NumiaSQL
SQL Analytics · Data Warehouse · BigQuery · DBT
Blockchain data is only useful if people can actually access it. Most chains generate tons of on-chain activity, but that data sits in node RPC endpoints that were never designed for analytics. If you're Dune or Token Terminal trying to support a new chain, you need someone who's already done the ingestion work.
That's NumiaSQL. We ingest raw on-chain data from 30+ chains, transform it into clean tables, and make it available through BigQuery. Hundreds of terabytes of indexed blockchain data, continuously updated.
The product
We run indexers that pull raw data from each chain, handle the chaos (reorgs, schema changes, failed transactions, chain upgrades that break everything), and pipe it into BigQuery through DBT models that normalize everything into consistent tables. Each chain structures its data differently. A token transfer on Cosmos looks nothing like one on an Ethereum L2. Our models handle that translation, turning chain-specific event formats into a unified schema that works the same way regardless of which chain you're querying. Transactions, token movements, staking positions, governance activity, DeFi interactions.
Who pays depends on the chain. Sometimes a foundation like Celestia or dYdX funds the indexing for their ecosystem, and then anyone can query it. Sometimes an integrator like Dune, Artemis, Token Terminal, or Nansen pays for access to chains they need. Either way, the data ends up queryable, with governance analytics, treasury tracking, ecosystem growth metrics, and whatever custom models the use case requires. Direct SQL access, no APIs, no rate limits.
The Architecture
BigQuery as the warehouse. The ecosystem integration was the deciding factor: analysts already work in Google Sheets and Looker Studio, Python drivers work out of the box. We're plugging into workflows that already exist.
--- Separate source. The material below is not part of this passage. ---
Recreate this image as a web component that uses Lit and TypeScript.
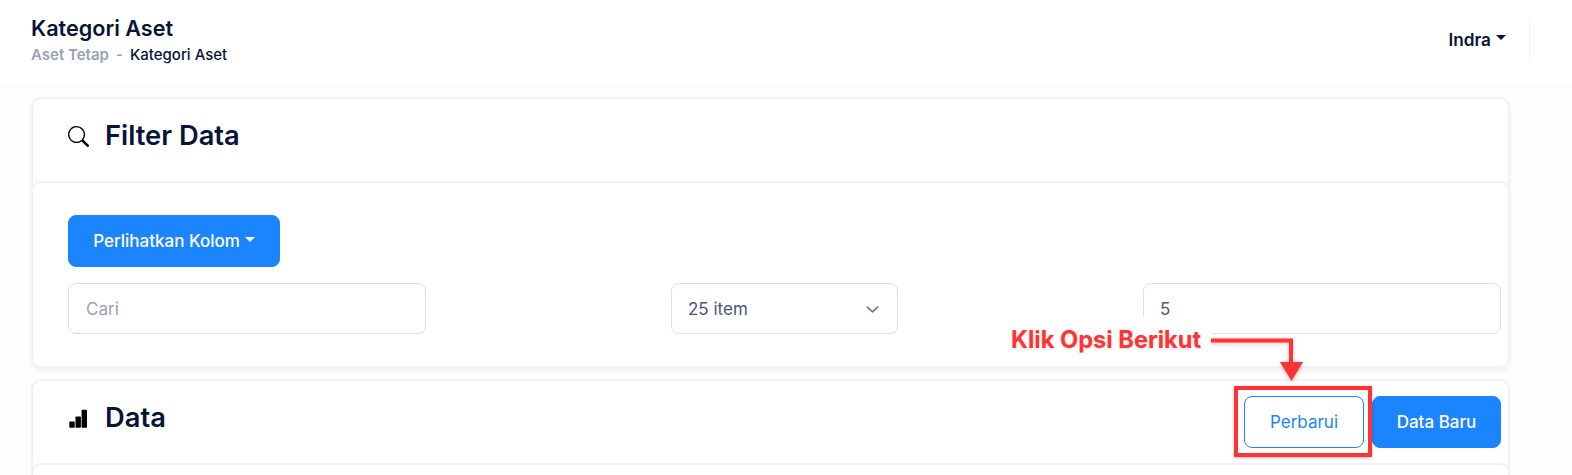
import { LitElement, html, css } from 'lit';
import { customElement } from 'lit/decorators.js';

@customElement('app-root')
export class AppRoot extends LitElement {
  static styles = css`
    :host {
      display: block;
      position: relative;
      height: 475px;
      overflow: hidden;
      background: #fdfdfd;
      font-family: Inter, 'Liberation Sans', sans-serif;
      color: #071437;
    }
    .topbar {
      height: 84px;
      box-sizing: border-box;
      background: #fff;
      box-shadow: 0 2px 6px rgba(0, 0, 0, 0.015);
      display: flex;
      align-items: center;
      justify-content: space-between;
      padding: 0 42px 0 31px;
    }
    .page-title {
      font-size: 21.6px;
      font-weight: 600;
      line-height: 24px;
      margin: 0 0 6px;
    }
    .crumbs {
      display: flex;
      align-items: center;
      gap: 7px;
      font-size: 15px;
      font-weight: 500;
      line-height: 18px;
      margin-bottom: 4px;
    }
    .crumbs .muted { color: #99a1b7; font-weight: 600; }
    .user {
      display: flex;
      align-items: center;
      align-self: flex-start;
      height: 42px;
      margin-top: 18px;
      padding-right: 23px;
      border-right: 1px solid #f1f1f4;
      font-size: 17.2px;
      font-weight: 600;
    }
    .caret {
      display: inline-block;
      width: 0;
      height: 0;
      margin-left: 5px;
      margin-top: -3px;
      border-left: 5px solid transparent;
      border-right: 5px solid transparent;
      border-top: 5px solid currentColor;
    }
    .content {
      padding: 13px 62px 0 31px;
    }
    .card {
      background: #fff;
      border: 2px solid #f1f1f4;
      border-radius: 10px;
      box-sizing: border-box;
    }
    .card-head {
      display: flex;
      align-items: center;
      justify-content: space-between;
      height: 82px;
      padding: 0 7px 0 35px;
      box-sizing: border-box;
    }
    .card-title {
      display: flex;
      align-items: center;
      gap: 16px;
      margin: 0 0 8px;
      font-size: 27.3px;
      font-weight: 600;
      line-height: 32px;
    }
    .card-title svg { display: block; color: #000; }
    .filter { box-shadow: 0 3px 5px rgba(0, 0, 0, 0.05); }
    .filter-body {
      margin: 0 -2px -2px;
      padding: 32px 7px 32px 35px;
      border: 2px solid #f1f1f4;
      border-radius: 10px;
      background: #fff;
    }
    .btn {
      display: inline-flex;
      align-items: center;
      justify-content: center;
      box-sizing: border-box;
      height: 52px;
      border: 1px solid #1b84ff;
      border-radius: 8px;
      background: #1b84ff;
      color: #fff;
      font: 500 17px Inter, 'Liberation Sans', sans-serif;
    }
    .btn.columns { width: 212px; }
    .btn.outline {
      width: 120px;
      background: #fff;
      color: #1b84ff;
      font-weight: 400;
    }
    .btn.new { width: 129px; }
    .actions { display: flex; gap: 8px; }
    .fields {
      display: flex;
      justify-content: space-between;
      margin-top: 16px;
    }
    .field {
      box-sizing: border-box;
      height: 51px;
      border: 1px solid #dbdfe9;
      border-radius: 8px;
      background: #fff;
      padding: 1px 16px 0;
      font: 400 17px Inter, 'Liberation Sans', sans-serif;
      color: #4b5675;
      outline: none;
    }
    .field::placeholder { color: #99a1b7; }
    .wide { width: 358px; }
    .search { padding-left: 17px; }
    .select {
      width: 227px;
      display: flex;
      align-items: center;
      justify-content: space-between;
    }
    .select svg { display: block; margin-right: 1px; }
    .data-card { margin-top: 11px; }
    .data-body {
      height: 40px;
      margin: 0 -2px;
      border: 2px solid #f1f1f4;
      border-radius: 10px;
      background: #fff;
    }
    /* tutorial callout drawn on top of the screenshot */
    .note-mask {
      position: absolute;
      left: 1003px;
      top: 316px;
      width: 208px;
      height: 40px;
      background: #fff;
    }
    .note-text {
      position: absolute;
      left: 1011px;
      top: 326px;
      color: #ff3333;
      font-size: 23.6px;
      font-weight: 700;
      line-height: 28px;
      white-space: nowrap;
      text-shadow: 0 1px 3px rgba(0, 0, 0, 0.12);
    }
    .note-arrow {
      position: absolute;
      left: 1208px;
      top: 334px;
      overflow: visible;
      filter: drop-shadow(0 1px 2px rgba(0, 0, 0, 0.25));
    }
    .note-box {
      position: absolute;
      left: 1234px;
      top: 386px;
      width: 138px;
      height: 71px;
      box-sizing: border-box;
      border: 4px solid #ff3333;
      box-shadow: 0 1px 3px rgba(0, 0, 0, 0.25);
    }
  `;

  render() {
    return html`
      <header class="topbar">
        <div>
          <h1 class="page-title">Kategori Aset</h1>
          <div class="crumbs">
            <span class="muted">Aset Tetap</span>
            <span class="muted">-</span>
            <span>Kategori Aset</span>
          </div>
        </div>
        <div class="user">Indra<span class="caret"></span></div>
      </header>
      <main class="content">
        <section class="card filter">
          <div class="card-head">
            <h2 class="card-title">
              <svg width="21" height="21" viewBox="0 0 16 16" fill="currentColor">
                <path d="M11.742 10.344a6.5 6.5 0 1 0-1.397 1.398h-.001c.03.04.062.078.098.115l3.85 3.85a1 1 0 0 0 1.415-1.414l-3.85-3.85a1.007 1.007 0 0 0-.115-.1zM12 6.5a5.5 5.5 0 1 1-11 0 5.5 5.5 0 0 1 11 0z" />
              </svg>
              Filter Data
            </h2>
          </div>
          <div class="filter-body">
            <button class="btn columns">Perlihatkan Kolom<span class="caret"></span></button>
            <div class="fields">
              <input class="field wide search" placeholder="Cari" />
              <div class="field select">
                25 item
                <svg width="15" height="15" viewBox="0 0 16 16" fill="none" stroke="#6b7490" stroke-width="1.8" stroke-linecap="round" stroke-linejoin="round">
                  <path d="M2.5 5.5 8 10.5 13.5 5.5" />
                </svg>
              </div>
              <input class="field wide" value="5" />
            </div>
          </div>
        </section>
        <section class="card data-card">
          <div class="card-head">
            <h2 class="card-title">
              <svg width="21" height="21" viewBox="0 0 21 21" fill="currentColor">
                <rect x="1.3" y="13.5" width="5.4" height="6.3" rx="0.8" />
                <rect x="7.5" y="8.5" width="5.4" height="11.3" rx="0.8" />
                <rect x="13.6" y="1.8" width="5.4" height="18" rx="0.8" />
              </svg>
              Data
            </h2>
            <div class="actions">
              <button class="btn outline">Perbarui</button>
              <button class="btn new">Data Baru</button>
            </div>
          </div>
          <div class="data-body"></div>
        </section>
      </main>
      <div class="note-mask"></div>
      <div class="note-text">Klik Opsi Berikut</div>
      <svg class="note-arrow" width="100" height="50" viewBox="0 0 100 50">
        <path d="M3 6.5H83V30" fill="none" stroke="#ff3333" stroke-width="4" />
        <path d="M72 28H95L83.5 47Z" fill="#ff3333" />
      </svg>
      <div class="note-box"></div>
    `;
  }
}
DBT handles all transformation. The models parse raw transactions into tables organized by event type: all swaps in one table, all transfers in another, staking events in another, and so on. Same structure regardless of which chain the data came from. We also build ad-hoc models when a specific use case needs something different. We partition by time and cluster by the fields people actually filter on because BigQuery charges per data scanned. The difference between a $50 query and a $0.50 query is table design, and we handle that upfront.
What I learned
We spent a lot of early energy on ingestion: getting the pipelines right, handling edge cases, making indexers reliable. Necessary work, but the actual value turned out to be in distribution. Public datasets that major platforms can depend on, private datasets that chain foundations trust for their own reporting. The ingestion is hard, but the distribution is the product.
Standardization across chains took more time than anything else. Every chain thinks it's special, and architecturally they are. But the people querying the data just want "show me transfers over $10k" to work everywhere. Naming conventions, consistent schemas, handling the cases where chains don't map cleanly to the standard model. That's the moat, not the infrastructure.
We could have built our own analytics platform and tried to get everyone to come to us. Instead, we became the data layer that feeds the platforms people already use. Dune gets our data, Artemis gets our data, Token Terminal gets our data. We're infrastructure, not a product competing with our own customers. That positioning is why the business works.